DATA FOR PROCESSING:
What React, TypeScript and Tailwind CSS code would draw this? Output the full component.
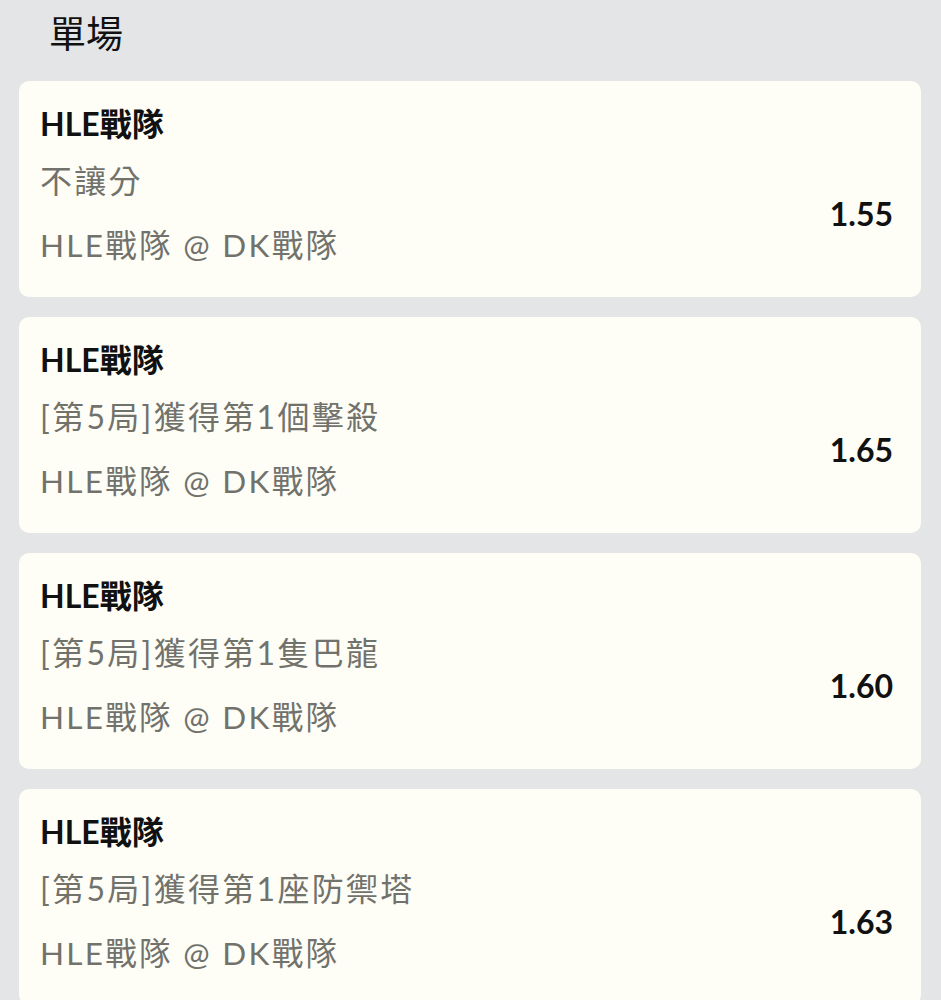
import React from "react";

const items = [
  { market: "不讓分", odds: "1.55" },
  { market: "[第5局]獲得第1個擊殺", odds: "1.65" },
  { market: "[第5局]獲得第1隻巴龍", odds: "1.60" },
  { market: "[第5局]獲得第1座防禦塔", odds: "1.63" },
];

export default function App() {
  return (
    <div
      className="min-h-screen w-[941px] bg-[#e4e5e7] overflow-hidden"
      style={{ fontFamily: 'Lato, "Noto Sans CJK TC", sans-serif' }}
    >
      <div className="pl-[49px] pt-[12px] h-[81px] text-[37px] leading-[44px] text-[#111]">單場</div>
      <div className="flex flex-col gap-[20px] pl-[19px] pr-[20px]">
        {items.map((it, i) => (
          <div
            key={i}
            className="h-[216px] rounded-[10px] bg-[#fffef6] flex pl-[21px] pr-[28px]"
          >
            <div className="flex-1 flex flex-col pt-[23px]">
              <div className="text-[32px] leading-[40px] font-bold text-[#111]">HLE戰隊</div>
              <div className="mt-[17px] text-[32px] leading-[40px] text-[#72726d] tracking-[2.3px]">
                {it.market}
              </div>
              <div className="mt-[24px] text-[31.5px] leading-[40px] text-[#72726d] tracking-[2.3px]">
                HLE戰隊 @ DK戰隊
              </div>
            </div>
            <div className="pt-[113px] text-[32px] font-bold text-[#111] leading-[40px]">{it.odds}</div>
          </div>
        ))}
      </div>
    </div>
  );
}
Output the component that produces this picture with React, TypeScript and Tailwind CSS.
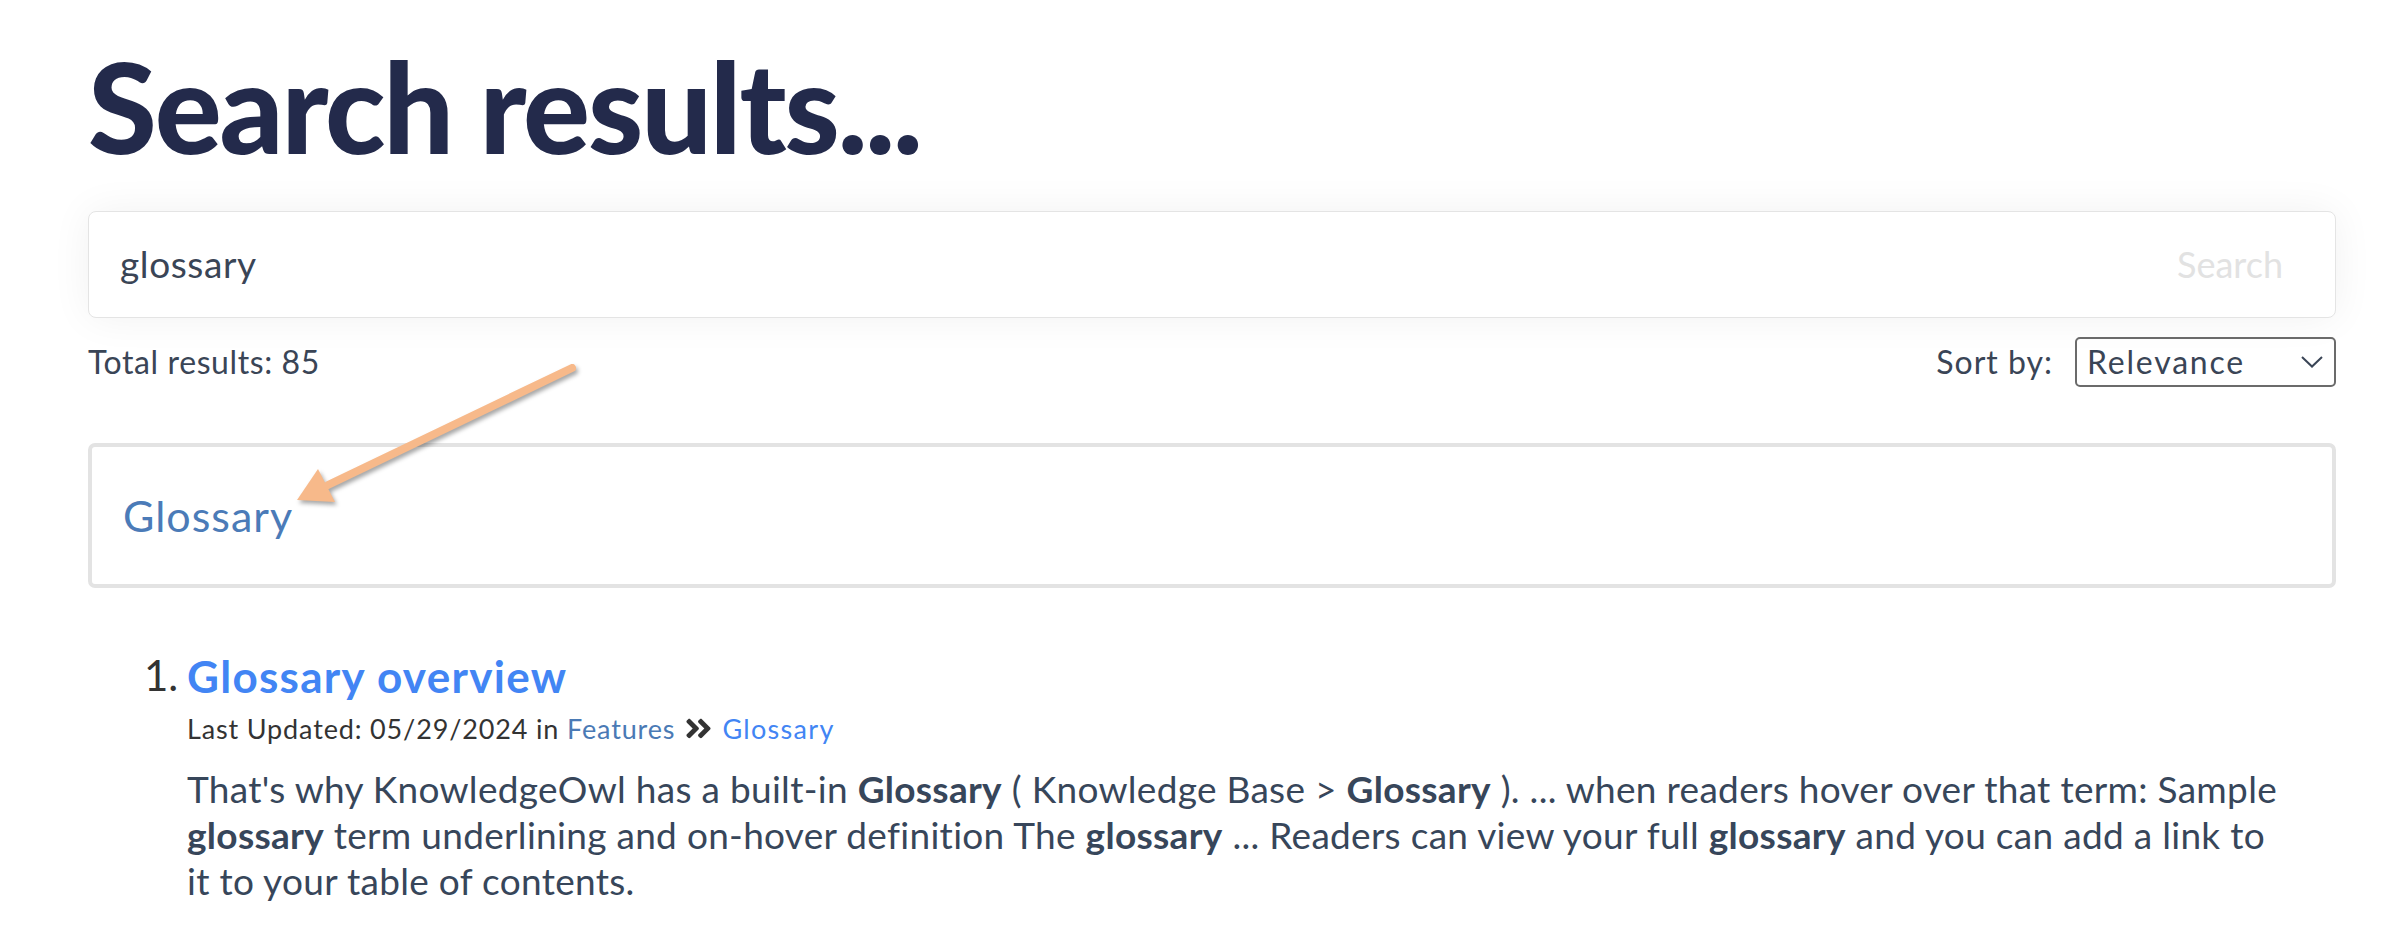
import React from "react";
import { FaAngleDoubleRight } from "react-icons/fa";

const font = { fontFamily: "Lato, 'Noto Sans', sans-serif" };

export default function App() {
  return (
    <div className="relative min-h-[932px] w-[2387px] bg-white overflow-hidden" style={font}>
      <div className="ml-[88px] w-[2248px]">
        <h1 className="pt-[31px] text-[125px] leading-[1.2] font-black text-[#232a4b] tracking-[-0.017em]">
          Search results...
        </h1>

        <div className="mt-[30px] h-[107px] rounded-[8px] border border-[#e4e4e4] bg-white shadow-[0_0_40px_rgba(0,0,0,0.06)] flex items-center justify-between pl-[31px] pr-[52px]">
          <span className="text-[37px] leading-[1.2] tracking-[0.6px] text-[#3a4556]">glossary</span>
          <span className="text-[36px] leading-[1.2] text-[#e2e2e2]">Search</span>
        </div>

        <div className="mt-[19px] flex items-center justify-between h-[50px]">
          <span className="text-[32px] leading-[1.2] tracking-[0.6px] text-[#3a4556]">Total results: 85</span>
          <div className="flex items-center">
            <span className="text-[32px] leading-[1.2] tracking-[1px] text-[#3a4556] mr-[22px]">Sort by:</span>
            <div className="w-[261px] h-[50px] rounded-[5px] border-2 border-[#6b6b6b] flex items-center justify-between pl-[10px] pr-[11px]">
              <span className="text-[32px] leading-[1.2] tracking-[1.8px] text-[#3a4556]">Relevance</span>
              <svg width="22" height="12" viewBox="0 0 22 12" fill="none">
                <polyline points="1,1 11,10.5 21,1" stroke="#3a4556" strokeWidth="2" />
              </svg>
            </div>
          </div>
        </div>

        <div className="mt-[56px] h-[145px] rounded-[7px] border-4 border-[#e3e3e3] flex items-center pl-[31px]">
          <span className="text-[43px] leading-[1.2] tracking-[1px] text-[#4b7bb8]">Glossary</span>
        </div>

        <ol className="mt-[62px] pl-[99px] pr-[40px]">
          <li className="relative">
            <span className="absolute left-[-43px] top-0 text-[42px] leading-[1.2] text-[#333]">1.</span>
            <div className="text-[44px] leading-[1.2] font-bold tracking-[1.3px] text-[#4285f4]">Glossary overview</div>
            <div className="mt-[10px] text-[27px] leading-[1.2] tracking-[0.85px] text-[#333] flex items-center">
              <span>Last Updated: 05/29/2024 in&nbsp;</span>
              <span className="text-[#4a7ab5]">Features</span>
              <FaAngleDoubleRight className="mx-[8px] text-[#333] text-[31px]" />
              <span className="text-[#4285f4] tracking-[1.3px]">Glossary</span>
            </div>
            <p className="mt-[21px] text-[37px] leading-[46px] tracking-[0.3px] text-[#37465a]">
              That's why KnowledgeOwl has a built-in <b>Glossary</b> ( Knowledge Base &gt; <b>Glossary</b> ). ... when readers hover over that term: Sample<br />
              <b>glossary</b> term underlining and on-hover definition The <b>glossary</b> ... Readers can view your full <b>glossary</b> and you can add a link to<br />
              it to your table of contents.
            </p>
          </li>
        </ol>
      </div>

      <svg className="absolute left-0 top-0 pointer-events-none" width="2387" height="932" viewBox="0 0 2387 932" style={{ filter: "drop-shadow(2px 3px 2px rgba(0,0,0,0.35))" }}>
        <line x1="572" y1="368" x2="328" y2="485" stroke="#f7b98a" strokeWidth="8" strokeLinecap="round" />
        <polygon points="297,500 318,469 335,502" fill="#f7b98a" />
      </svg>
    </div>
  );
}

STATED TASK: Give an exact reproduction of every line, leaving out any picture.

WRITTEN ANSWER:
What React, TypeScript and Tailwind CSS code would draw this? Output the full component.
import React from "react";

const items = [
  { market: "不讓分", odds: "1.55" },
  { market: "[第5局]獲得第1個擊殺", odds: "1.65" },
  { market: "[第5局]獲得第1隻巴龍", odds: "1.60" },
  { market: "[第5局]獲得第1座防禦塔", odds: "1.63" },
];

export default function App() {
  return (
    <div
      className="min-h-screen w-[941px] bg-[#e4e5e7] overflow-hidden"
      style={{ fontFamily: 'Lato, "Noto Sans CJK TC", sans-serif' }}
    >
      <div className="pl-[49px] pt-[12px] h-[81px] text-[37px] leading-[44px] text-[#111]">單場</div>
      <div className="flex flex-col gap-[20px] pl-[19px] pr-[20px]">
        {items.map((it, i) => (
          <div
            key={i}
            className="h-[216px] rounded-[10px] bg-[#fffef6] flex pl-[21px] pr-[28px]"
          >
            <div className="flex-1 flex flex-col pt-[23px]">
              <div className="text-[32px] leading-[40px] font-bold text-[#111]">HLE戰隊</div>
              <div className="mt-[17px] text-[32px] leading-[40px] text-[#72726d] tracking-[2.3px]">
                {it.market}
              </div>
              <div className="mt-[24px] text-[31.5px] leading-[40px] text-[#72726d] tracking-[2.3px]">
                HLE戰隊 @ DK戰隊
              </div>
            </div>
            <div className="pt-[113px] text-[32px] font-bold text-[#111] leading-[40px]">{it.odds}</div>
          </div>
        ))}
      </div>
    </div>
  );
}
Output the component that produces this picture with React, TypeScript and Tailwind CSS.
import React from "react";
import { FaAngleDoubleRight } from "react-icons/fa";

const font = { fontFamily: "Lato, 'Noto Sans', sans-serif" };

export default function App() {
  return (
    <div className="relative min-h-[932px] w-[2387px] bg-white overflow-hidden" style={font}>
      <div className="ml-[88px] w-[2248px]">
        <h1 className="pt-[31px] text-[125px] leading-[1.2] font-black text-[#232a4b] tracking-[-0.017em]">
          Search results...
        </h1>

        <div className="mt-[30px] h-[107px] rounded-[8px] border border-[#e4e4e4] bg-white shadow-[0_0_40px_rgba(0,0,0,0.06)] flex items-center justify-between pl-[31px] pr-[52px]">
          <span className="text-[37px] leading-[1.2] tracking-[0.6px] text-[#3a4556]">glossary</span>
          <span className="text-[36px] leading-[1.2] text-[#e2e2e2]">Search</span>
        </div>

        <div className="mt-[19px] flex items-center justify-between h-[50px]">
          <span className="text-[32px] leading-[1.2] tracking-[0.6px] text-[#3a4556]">Total results: 85</span>
          <div className="flex items-center">
            <span className="text-[32px] leading-[1.2] tracking-[1px] text-[#3a4556] mr-[22px]">Sort by:</span>
            <div className="w-[261px] h-[50px] rounded-[5px] border-2 border-[#6b6b6b] flex items-center justify-between pl-[10px] pr-[11px]">
              <span className="text-[32px] leading-[1.2] tracking-[1.8px] text-[#3a4556]">Relevance</span>
              <svg width="22" height="12" viewBox="0 0 22 12" fill="none">
                <polyline points="1,1 11,10.5 21,1" stroke="#3a4556" strokeWidth="2" />
              </svg>
            </div>
          </div>
        </div>

        <div className="mt-[56px] h-[145px] rounded-[7px] border-4 border-[#e3e3e3] flex items-center pl-[31px]">
          <span className="text-[43px] leading-[1.2] tracking-[1px] text-[#4b7bb8]">Glossary</span>
        </div>

        <ol className="mt-[62px] pl-[99px] pr-[40px]">
          <li className="relative">
            <span className="absolute left-[-43px] top-0 text-[42px] leading-[1.2] text-[#333]">1.</span>
            <div className="text-[44px] leading-[1.2] font-bold tracking-[1.3px] text-[#4285f4]">Glossary overview</div>
            <div className="mt-[10px] text-[27px] leading-[1.2] tracking-[0.85px] text-[#333] flex items-center">
              <span>Last Updated: 05/29/2024 in&nbsp;</span>
              <span className="text-[#4a7ab5]">Features</span>
              <FaAngleDoubleRight className="mx-[8px] text-[#333] text-[31px]" />
              <span className="text-[#4285f4] tracking-[1.3px]">Glossary</span>
            </div>
            <p className="mt-[21px] text-[37px] leading-[46px] tracking-[0.3px] text-[#37465a]">
              That's why KnowledgeOwl has a built-in <b>Glossary</b> ( Knowledge Base &gt; <b>Glossary</b> ). ... when readers hover over that term: Sample<br />
              <b>glossary</b> term underlining and on-hover definition The <b>glossary</b> ... Readers can view your full <b>glossary</b> and you can add a link to<br />
              it to your table of contents.
            </p>
          </li>
        </ol>
      </div>

      <svg className="absolute left-0 top-0 pointer-events-none" width="2387" height="932" viewBox="0 0 2387 932" style={{ filter: "drop-shadow(2px 3px 2px rgba(0,0,0,0.35))" }}>
        <line x1="572" y1="368" x2="328" y2="485" stroke="#f7b98a" strokeWidth="8" strokeLinecap="round" />
        <polygon points="297,500 318,469 335,502" fill="#f7b98a" />
      </svg>
    </div>
  );
}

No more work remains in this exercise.